Mindfulness for Self-Regulation

Over the past few months, I have been conducting manager development workshops with my colleague as part of an action learning program for public sector managers.  The program, called Confident People Management (CPM), is skill-based and focuses on developing skills to enable managers to build a productive, mentally healthy workplace culture.

In a recent workshop, two of the participating managers identified issues in their approach to management that related to the need to develop self-regulation.   I will describe each of these issues in turn and discuss how mindfulness could help each manager to develop self-regulation to deal with their particular managerial issue.  The names will be changed to respect the privacy of the individuals involved.

Self-regulation for a racing mind

An integral part of the four-month, manager development program is the workplace practice of skills learned in the monthly workshops.  Each workshop begins with a shared reflection on this workplace practice – what was attempted and what outcomes, intended and unintended, were realised.

John reported that he had been practising active listening in the workplace.  However, the biggest impediment to his effective listening was his racing mind.  Each time someone he was talking to mentioned an issue, John’s mind would automatically start racing, filling his head with ideas and solutions.  He found that he could not stop this mental activity and it got in the road of his active listening.
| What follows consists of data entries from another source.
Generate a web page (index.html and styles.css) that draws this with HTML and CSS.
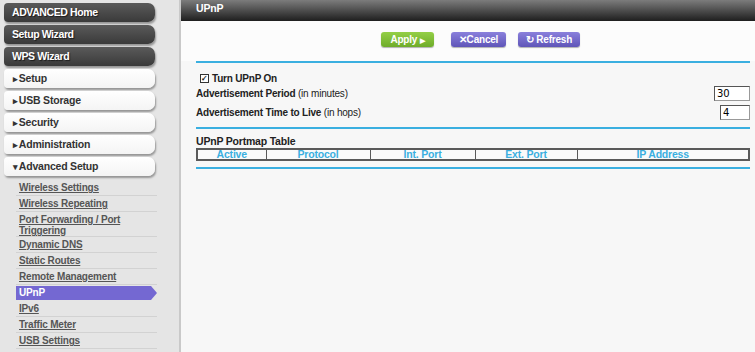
FILE: index.html
```html
<!DOCTYPE html>
<html lang="en">
<head>
  <meta charset="UTF-8">
  <title>UPnP</title>
  <link rel="stylesheet" href="styles.css">
</head>
<body>
  <div class="sidebar">
    <div class="nav-btn dark">ADVANCED Home</div>
    <div class="nav-btn dark">Setup Wizard</div>
    <div class="nav-btn dark">WPS Wizard</div>
    <div class="nav-btn light"><span class="tri">&#9656;</span>Setup</div>
    <div class="nav-btn light"><span class="tri">&#9656;</span>USB Storage</div>
    <div class="nav-btn light"><span class="tri">&#9656;</span>Security</div>
    <div class="nav-btn light"><span class="tri">&#9656;</span>Administration</div>
    <div class="nav-btn light"><span class="tri">&#9662;</span>Advanced Setup</div>
    <ul class="sub-links">
      <li><a>Wireless Settings</a></li>
      <li><a>Wireless Repeating</a></li>
      <li class="two"><a>Port Forwarding / Port Triggering</a></li>
      <li><a>Dynamic DNS</a></li>
      <li><a>Static Routes</a></li>
      <li><a>Remote Management</a></li>
      <li class="current"><a>UPnP</a></li>
      <li><a>IPv6</a></li>
      <li><a>Traffic Meter</a></li>
      <li><a>USB Settings</a></li>
    </ul>
  </div>

  <div class="main">
    <div class="page-title">UPnP</div>
    <div class="action-bar">
      <button class="btn green">Apply <span class="arrow">&#9654;</span></button>
      <button class="btn purple cancel"><span class="x">&#10005;</span>Cancel</button>
      <button class="btn purple refresh"><span class="spin">&#8635;</span> Refresh</button>
    </div>
    <div class="content">
      <div class="rule"></div>
      <div class="form">
        <label class="check-row"><span class="box">&#10003;</span>Turn UPnP On</label>
        <div class="field-row">
          <span><b>Advertisement Period</b> (in minutes)</span>
          <input type="text" class="num wide" value="30">
        </div>
        <div class="field-row">
          <span><b>Advertisement Time to Live</b> (in hops)</span>
          <input type="text" class="num" value="4">
        </div>
      </div>
      <div class="rule"></div>
      <h4 class="table-title">UPnP Portmap Table</h4>
      <table class="portmap">
        <tr>
          <th class="c-active">Active</th>
          <th class="c-proto">Protocol</th>
          <th class="c-int">Int. Port</th>
          <th class="c-ext">Ext. Port</th>
          <th>IP Address</th>
        </tr>
      </table>
      <div class="rule bottom"></div>
    </div>
  </div>
</body>
</html>
```

FILE: styles.css
```css
:root {
  --blue: #3aafe0;
  --purple: #7468d2;
  --sidebar-bg: #e5e5e5;
  --font: "Liberation Sans", Arial, sans-serif;
}
* { box-sizing: border-box; margin: 0; padding: 0; }
html, body { height: 100%; }
body {
  display: flex;
  font-family: var(--font);
  font-size: 10px;
  letter-spacing: -0.2px;
  color: #222;
  background: #f7f7f7;
  overflow: hidden;
}

/* Sidebar */
.sidebar {
  width: 181px;
  flex: none;
  background: var(--sidebar-bg);
  border-right: 2px solid #c9c9c9;
  padding: 3px 0 0 4px;
  display: flex;
  flex-direction: column;
  gap: 3px;
}
.nav-btn {
  width: 151px;
  height: 19px;
  line-height: 19px;
  border-radius: 4px 7px 7px 4px;
  font-weight: bold;
  font-size: 10.5px;
  box-shadow: 1px 2px 2px rgba(0,0,0,0.35);
}
.nav-btn.dark {
  background: linear-gradient(#5a5a5a, #3a3a3a);
  color: #fff;
  padding-left: 8px;
  letter-spacing: -0.4px;
  text-shadow: 1px 1px 1px rgba(0,0,0,0.6);
}
.nav-btn.light {
  background: linear-gradient(#fff, #f4f4f4);
  color: #333;
  padding-left: 9px;
}
.nav-btn .tri { font-size: 9px; margin-right: 1px; }

.sub-links {
  list-style: none;
  margin: 1px 0 0 12px;
  width: 141px;
}
.sub-links li {
  padding: 2px 0 2px 3px;
  line-height: 11px;
  border-bottom: 1px solid #d2d2d2;
}
.sub-links li.two { padding-bottom: 0; }
.sub-links a {
  color: #555;
  font-weight: bold;
  text-decoration: underline;
}
.sub-links li.current {
  background: var(--purple);
  clip-path: polygon(0 1px, 135px 1px, 141px 50%, 135px calc(100% - 1px), 0 calc(100% - 1px));
  border-bottom-color: transparent;
}
.sub-links li.current a { color: #fff; text-decoration: none; }

/* Main */
.main { flex: 1; display: flex; flex-direction: column; }
.page-title {
  height: 21px;
  line-height: 17px;
  padding-left: 15px;
  color: #fff;
  font-size: 10.5px;
  font-weight: bold;
  background: linear-gradient(#7c7c7c, #1e1e1e);
}
.action-bar {
  display: flex;
  padding: 11px 0 0 200px;
  height: 40px;
  background: #fcfcfc;
}
.btn {
  height: 15px;
  border: none;
  border-radius: 3px;
  color: #fff;
  font-family: var(--font);
  font-weight: bold;
  font-size: 10px;
  letter-spacing: -0.2px;
  box-shadow: 0 1px 1px rgba(0,0,0,0.3);
}
.btn.green { width: 53px; background: linear-gradient(#94cf46, #6eac2a); margin-right: 17px; }
.btn.purple { background: linear-gradient(#8a80dc, #5f55b8); }
.btn.cancel { width: 55px; margin-right: 12px; }
.btn.refresh { width: 62px; }
.btn .arrow { font-size: 7px; }
.btn .x { font-size: 10px; }
.btn .spin { font-size: 10px; }

.content { padding: 0 5px 0 15px; }
.rule { height: 2px; background: var(--blue); }
.form { padding: 8px 0 6px 4px; }
.check-row {
  display: flex;
  align-items: center;
  gap: 3px;
  font-weight: bold;
  height: 14px;
}
.check-row .box {
  width: 9px;
  height: 9px;
  border: 1px solid #333;
  background: #fff;
  font-size: 8px;
  line-height: 7px;
  text-align: center;
}
.field-row {
  display: flex;
  justify-content: space-between;
  align-items: center;
  height: 17px;
  margin-left: -4px;
}
.field-row + .field-row { height: 19px; padding-top: 2px; }
.num {
  width: 30px;
  height: 15px;
  border: 1px solid #999;
  border-top-color: #555;
  border-left-color: #555;
  background: #fff;
  font-family: "DejaVu Sans", sans-serif;
  font-size: 10px;
  padding-left: 2px;
}
.num.wide { width: 36px; }
.table-title { font-size: 10.5px; line-height: 12px; padding: 6px 0 1px 0; }
.portmap {
  width: 100%;
  border-collapse: collapse;
  border: 2px solid #5a5a5a;
}
.portmap th {
  border: 1px solid #5a5a5a;
  height: 11px;
  line-height: 9px;
  color: var(--blue);
  font-size: 10.5px;
  font-weight: bold;
  background: #fafafa;
}
.c-active { width: 69px; }
.c-proto { width: 104px; }
.c-int { width: 105px; }
.c-ext { width: 102px; }
.rule.bottom { margin-top: 6px; }
```
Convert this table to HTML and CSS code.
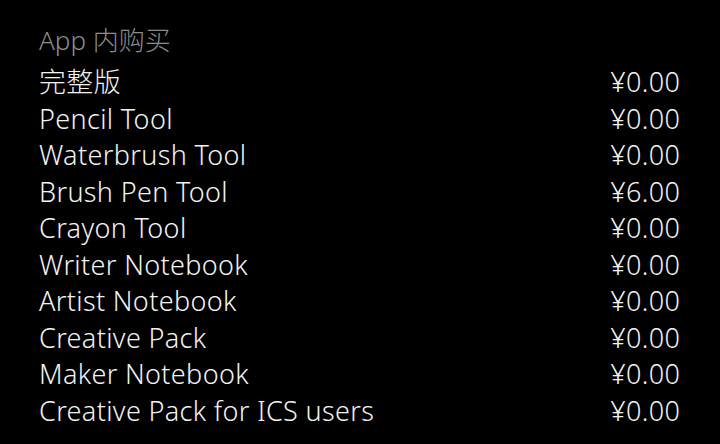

John could learn to still his racing mind by practising a form of narrow awareness such as mindful breathing.  There are two key elements of mindful breathing that would help John with self-regulation, the focus on breath and the practice of continuously returning to this focus when thoughts arise.

With mindful breathing, awareness of breath becomes the anchor of the meditation practice. Each time a thought arises, it is allowed to float to the surface like a bubble that eventually bursts.  Each thought is noticed but not entertained, and during the meditation the participant develops the discipline of continuously returning to the primary focus of breathing.  This anchoring, through focused awareness of breath, builds the capacity for self-regulation for a racing mind.

Self-regulation for the management of triggers

Another participant, Mary, expressed the issue of being constantly triggered in the workplace and finding herself becoming irritated and angry.  The management of negative triggers is an important skill for a manager in the workplace because they need to model appropriate behaviour and not become the victim of their uncontrolled impulses.

Mary explained that certain triggers led to physical signs of agitation such as tightness in her chest and shoulders and overall tension in her body.  She was able to identify the bodily manifestation of her heightened, negative emotions as well as the inappropriate behaviour that this led to, such as angry words and an aggressive stance.

What would help Mary to manage her response to these negative triggers would be the practice described as S.B.N.R.R. in a previous post.  This practice would enable Mary to develop more appropriate responses to the negative triggers.  The process involves stopping (delaying a response), breathing deeply (to gain control), noticing tension points in the body (to release the tension), reflecting on any pattern in the triggers (to better understand why she is triggered by particular words and/or actions) and responding in a more appropriate way (to gradually increase her response ability).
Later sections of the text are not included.